Parisian Illuminator
Leaf from a Book of Hours, with a marginal painting of a Horse, saddled and harnessed
Written in Latin, from the Office of the Dead, text continues Psalm 7,… meam in pulverem deducat (… lay my glory in the dust)
France, Paris, circa 1290-1300
Overall dimensions, 137 × 84 mm
Tempera, ink and gold on parchment
$5,500
This leaf comes from an extremely early French Book of Hours and is distinguished by whimsical line-fillers and a delightfully painted marginal horse. Saddled and harnessed, with its bridle, straps, and tack carefully detailed, the tiny figure charges into the text with striking energy—an unusual and charming feature for a manuscript of this date, and all the more remarkable for the extraordinary detail lavished on so small a motif. Painted by a Parisian illuminator at a time when Paris stood at the very center of luxury manuscript production in Europe, the leaf embodies the refinement and inventive spirit that made Parisian Books of Hours prized across the continent.
The page is laid out in twenty lines of text in a fine early gothic hand, written in dark brown ink with versal initials alternately in red or blue with contrasting penwork, and one illuminated initial in gold and blue. Rubrics are in red. Decoration includes seven distinct line-fillers: one a bird, another a fantastical beast, the others geometric. These whimsical details, set against the solemn text of the Office of the Dead, highlight the wit and imagination of early Parisian illuminators and scribes.

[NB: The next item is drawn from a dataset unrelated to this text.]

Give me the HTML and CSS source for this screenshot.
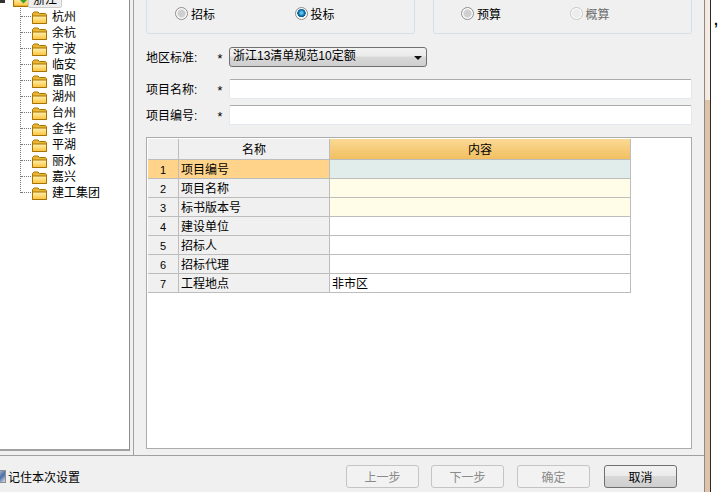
FILE: index.html
```html
<!DOCTYPE html>
<html lang="zh-CN">
<head>
    <meta charset="UTF-8">
    <title>新建项目</title>
    <link rel="stylesheet" href="styles.css">
</head>
<body>
    <svg class="defs" width="0" height="0">
        <defs>
            <linearGradient id="folder-fill" x1="0" y1="0" x2="0" y2="1">
                <stop offset="0" stop-color="#fff2b0"/>
                <stop offset="1" stop-color="#fdc13a"/>
            </linearGradient>
            <symbol id="folder" viewBox="0 0 16 13">
                <path d="M1.5 12.5V2.500L3 1h4l1.500 1.500h6l1 1v9z" fill="#e8b53a" stroke="#a87400"/>
                <path d="M1.500 12.500V5h14v7.500z" fill="url(#folder-fill)" stroke="#a87400"/>
            </symbol>
        </defs>
    </svg>

    <div class="window">
        <div class="dialog">
            <div class="top">
                <div class="tree-panel">
                    <div class="tree-root">
                        <span class="expander"></span>
                        <svg class="folder-open" width="17" height="14"><use href="#folder"/><path d="M10 5h3v2h2l-3.500 3.500L8 7h2z" fill="#3ca02c"/></svg>
                        <span class="tree-root-label">浙江</span>
                    </div>
                    <ul class="tree">
                        <li class="tree-row"><i class="tick"></i><svg width="16" height="13"><use href="#folder"/></svg><span>杭州</span></li>
                        <li class="tree-row"><i class="tick"></i><svg width="16" height="13"><use href="#folder"/></svg><span>余杭</span></li>
                        <li class="tree-row"><i class="tick"></i><svg width="16" height="13"><use href="#folder"/></svg><span>宁波</span></li>
                        <li class="tree-row"><i class="tick"></i><svg width="16" height="13"><use href="#folder"/></svg><span>临安</span></li>
                        <li class="tree-row"><i class="tick"></i><svg width="16" height="13"><use href="#folder"/></svg><span>富阳</span></li>
                        <li class="tree-row"><i class="tick"></i><svg width="16" height="13"><use href="#folder"/></svg><span>湖州</span></li>
                        <li class="tree-row"><i class="tick"></i><svg width="16" height="13"><use href="#folder"/></svg><span>台州</span></li>
                        <li class="tree-row"><i class="tick"></i><svg width="16" height="13"><use href="#folder"/></svg><span>金华</span></li>
                        <li class="tree-row"><i class="tick"></i><svg width="16" height="13"><use href="#folder"/></svg><span>平湖</span></li>
                        <li class="tree-row"><i class="tick"></i><svg width="16" height="13"><use href="#folder"/></svg><span>丽水</span></li>
                        <li class="tree-row"><i class="tick"></i><svg width="16" height="13"><use href="#folder"/></svg><span>嘉兴</span></li>
                        <li class="tree-row"><i class="tick"></i><svg width="16" height="13"><use href="#folder"/></svg><span>建工集团</span></li>
                    </ul>
                </div>

                <div class="main">
                    <div class="groups">
                        <div class="group group-left">
                            <label class="radio radio-first"><i class="radio-dot"></i>招标</label>
                            <label class="radio"><i class="radio-dot checked"></i>投标</label>
                        </div>
                        <div class="group group-right">
                            <label class="radio radio-first"><i class="radio-dot"></i>预算</label>
                            <label class="radio disabled"><i class="radio-dot"></i>概算</label>
                        </div>
                    </div>

                    <div class="field field-select">
                        <span class="field-label">地区标准:</span>
                        <span class="required">*</span>
                        <div class="select">浙江13清单规范10定额<i class="caret"></i></div>
                    </div>
                    <div class="field field-name">
                        <span class="field-label">项目名称:</span>
                        <span class="required">*</span>
                        <div class="input"></div>
                    </div>
                    <div class="field field-code">
                        <span class="field-label">项目编号:</span>
                        <span class="required">*</span>
                        <div class="input"></div>
                    </div>

                    <div class="grid-box">
                        <table class="grid">
                            <thead>
                                <tr><th class="col-num"></th><th class="col-name">名称</th><th class="col-content active">内容</th></tr>
                            </thead>
                            <tbody>
                                <tr class="current"><td class="col-num">1</td><td class="col-name">项目编号</td><td class="col-content cell-focus"></td></tr>
                                <tr><td class="col-num">2</td><td class="col-name">项目名称</td><td class="col-content cell-req"></td></tr>
                                <tr><td class="col-num">3</td><td class="col-name">标书版本号</td><td class="col-content cell-req"></td></tr>
                                <tr><td class="col-num">4</td><td class="col-name">建设单位</td><td class="col-content"></td></tr>
                                <tr><td class="col-num">5</td><td class="col-name">招标人</td><td class="col-content"></td></tr>
                                <tr><td class="col-num">6</td><td class="col-name">招标代理</td><td class="col-content"></td></tr>
                                <tr><td class="col-num">7</td><td class="col-name">工程地点</td><td class="col-content">非市区</td></tr>
                            </tbody>
                        </table>
                    </div>
                </div>
            </div>

            <div class="footer">
                <label class="remember"><i class="check"></i>记住本次设置</label>
                <div class="buttons">
                    <button class="btn" disabled>上一步</button>
                    <button class="btn" disabled>下一步</button>
                    <button class="btn" disabled>确定</button>
                    <button class="btn btn-primary">取消</button>
                </div>
            </div>
        </div>

        <div class="scroll-strip"><div class="strip-thumb"></div></div>
        <div class="page-edge">,</div>
    </div>
</body>
</html>
```

FILE: styles.css
```css
html, body { margin: 0; height: 100%; overflow: hidden; background: #fff; }
body { font-family: "Liberation Sans", "Noto Sans CJK SC", sans-serif; font-size: 12px; color: #000; }
.defs { position: absolute; }
.window { display: flex; height: 492px; }
.dialog { width: 704px; height: 492px; background: #f0f0f0; display: flex; flex-direction: column; flex-shrink: 0; }
.top { height: 456px; display: flex; border-bottom: 1px solid #a0a0a0; box-sizing: border-box; }

/* tree on the left */
.tree-panel { width: 130px; height: 451px; background: #fff; border-right: 1px solid #8c8c8c; border-bottom: 2px solid #a0a0a0; box-sizing: border-box; overflow: hidden; flex-shrink: 0; }
.tree-root { height: 16px; margin-top: -8px; display: flex; align-items: center; }
.expander { width: 5px; height: 5px; background: #333; margin-right: 7px; flex-shrink: 0; }
.tree-root-label { background: #eee; border: 1px solid #ccc; border-radius: 2px; padding: 0 4px 0 4px; line-height: 14px; margin-left: -1px; }
.tree { list-style: none; margin: 0 0 0 20px; padding: 0; }
.tree-row { height: 16px; display: flex; align-items: center; background: repeating-linear-gradient(#777 0 1px, transparent 1px 2px) no-repeat 0 0 / 1px 100%; }
.tree-row:last-child { background-size: 1px 9px; }
.tick { width: 10px; margin-left: 1px; border-top: 1px dotted #777; flex-shrink: 0; }
.tree-row svg { flex-shrink: 0; margin-top: 2px; }
.tree-row span { margin: 2px 0 0 5px; line-height: 16px; }

/* right side */
.main { width: 571px; margin-left: 3px; border-left: 1px solid #a0a0a0; padding-left: 12px; box-sizing: border-box; }
.groups { display: flex; height: 35px; }
.group { height: 45px; margin-top: -11px; background: #f0f0f0; border: 1px solid #d5dfe8; border-radius: 3px; box-sizing: border-box; display: flex; padding-top: 14px; }
.group-left { width: 269px; }
.group-right { width: 259px; margin-left: 18px; }
.radio { display: flex; align-items: center; height: 18px; width: 122px; }
.radio-first { margin-left: 28px; }
.group-right .radio-first { margin-left: 27px; width: 109px; }
.radio.disabled { color: #6d6d6d; }
.radio-dot { width: 11px; height: 11px; border-radius: 50%; border: 1px solid #8e8e8e; background: radial-gradient(circle, #cfcfcf 0 3px, #eee 5px); margin-right: 3px; flex-shrink: 0; box-shadow: inset 0 0 0 1px #fff; }
.radio-dot.checked { background: radial-gradient(circle at 50% 45%, #5cc8ee 0 1px, #0a6fa8 3px, #0a5a8c 4px, #f0f0f0 4.500px); }
.radio.disabled .radio-dot { border-color: #c8c8c8; background: #ececec; }

.field { display: flex; align-items: center; height: 20px; }
.field-select { margin-top: 12px; }
.field-name { margin-top: 12px; }
.field-code { margin-top: 6px; }
.field-label { width: 70px; padding-bottom: 2px; }
.required { width: 13px; padding-top: 4px; font-size: 13px; font-family: "Liberation Mono", monospace; }
.select { width: 198px; height: 20px; box-sizing: border-box; border: 1px solid #707070; border-radius: 3px; background: linear-gradient(#f2f2f2 0, #ebebeb 45%, #d8d8d8 50%, #cfcfcf 100%); padding: 0 4px 2px 3px; line-height: 16px; display: flex; align-items: center; justify-content: space-between; }
.caret { width: 0; height: 0; margin-top: 3px; border-left: 4px solid transparent; border-right: 4px solid transparent; border-top: 4px solid #111; }
.input { width: 463px; height: 20px; box-sizing: border-box; background: #fff; border: 1px solid #e2e8ee; border-top-color: #ababab; border-radius: 2px; }

.grid-box { width: 546px; height: 312px; margin-top: 12px; box-sizing: border-box; background: #fff; border: 1px solid #ababab; padding: 1px 0 0 1px; }
.grid { border-collapse: collapse; table-layout: fixed; width: 482px; }
.grid th, .grid td { height: 16px; padding: 2px 2px 0; box-sizing: content-box; border-right: 1px solid #bdbdbd; border-bottom: 1px solid #bdbdbd; font-weight: normal; line-height: 16px; overflow: hidden; }
.grid th { height: 18px; background: #f0f0f0; text-align: center; }
.grid .col-num { width: 26px; background: #f0f0f0; text-align: center; font-size: 11px; }
.grid .col-name { width: 146px; background: #f0f0f0; }
.grid th.col-name { text-align: center; }
.grid .col-content { width: 296px; }
.grid th.active { background: linear-gradient(#fbd995, #f1bf60); }
.grid .current .col-num, .grid .current .col-name { background: #ffd48a; }
.grid .cell-focus { background: #e0edea; }
.grid .cell-req { background: #fffde8; }

/* bottom row */
.footer { height: 36px; display: flex; align-items: center; justify-content: space-between; }
.remember { display: flex; align-items: center; margin: 4px 0 0 -7px; }
.check { width: 11px; height: 11px; border: 1px solid #8e8f8f; background: linear-gradient(135deg, #dde3ea, #4a6da7 60%, #dde3ea); margin-right: 2px; }
.buttons { display: flex; gap: 13px; margin-right: 27px; margin-top: 5px; }
.buttons .btn:nth-child(1) { margin-right: -1px; }
.buttons .btn:nth-child(3) { margin-right: 1px; }
.btn { width: 73px; height: 23px; padding: 0; border: 1px solid #c4c4c4; border-radius: 3px; background: #f2f2f2; font: inherit; color: #8a8a8a; }
.btn-primary { border-color: #707070; color: #000; background: linear-gradient(#f2f2f2 0, #ebebeb 45%, #d8d8d8 50%, #cfcfcf 100%); }

/* sliver of the window behind */
.scroll-strip { width: 7px; height: 492px; box-sizing: border-box; border-left: 1px solid #8a8a8a; border-right: 1px solid #2a2a2a; background: linear-gradient(90deg, #f5e6da, #f7eee6); flex-shrink: 0; }
.strip-thumb { height: 392px; margin-top: 100px; background: #dfc2a8; }
.page-edge { padding: 12px 0 0 3px; font-size: 14px; font-weight: bold; }
```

On the verso, below the main text, later inscriptions add further interest. A line of neumatic music notation is visible, with the words partly legible as “… sum ego ipse et non alius, et oculi mei conspectu …” The first word is rubbed and uncertain. Whether this is a fragment of a hymn or a later devotional addition remains open, but its presence speaks to the manuscript’s long devotional afterlife particularly in the 17th century, when the parent volume was owned by the priest Jacobus Castellus of Gruyère, Switzerland. Above the initial P is another inscription, likely in Castellus’s hand, now largely illegible but offering yet another trace of the manuscript’s centuries of use.
PROVENANCE
1. From a fragmentary parent manuscript of 72 leaves, sold at Sotheby’s, 5 December 1989, lot 104.
2. Recorded ownership by Jacobus Castellus, priest in Gruyère, Switzerland, gifted by his father Franciscus Castellus, 1 August 1619.
3. Later in the library of Matias Errázuriz (1897–1941), the noted Argentine bibliophile and collector.
4. Dr. Edwin E. Gordon (1927–2015), Madison, WI, eminent music educator and collector of medieval manuscripts.
LITERATURE
Roger S. Wieck, Time Sanctified: The Book of Hours in Medieval Art and Life. New York: George Braziller, 1988.
Michael Camille, Image on the Edge: The Margins of Medieval Art. Cambridge, Mass.: Harvard University Press, 1992.
Eric Palazzo, A History of Liturgical Books from the Beginning to the Thirteenth Century. Collegeville, MN: Liturgical Press, 1998.
Roger S. Wieck, “The Death Desired: Books of Hours and the Office of the Dead” in Death and Dying in the Middle Ages, ed. Edelgard E. DuBruck & Barbara I. Gusick. New York: Peter Lang, 1999.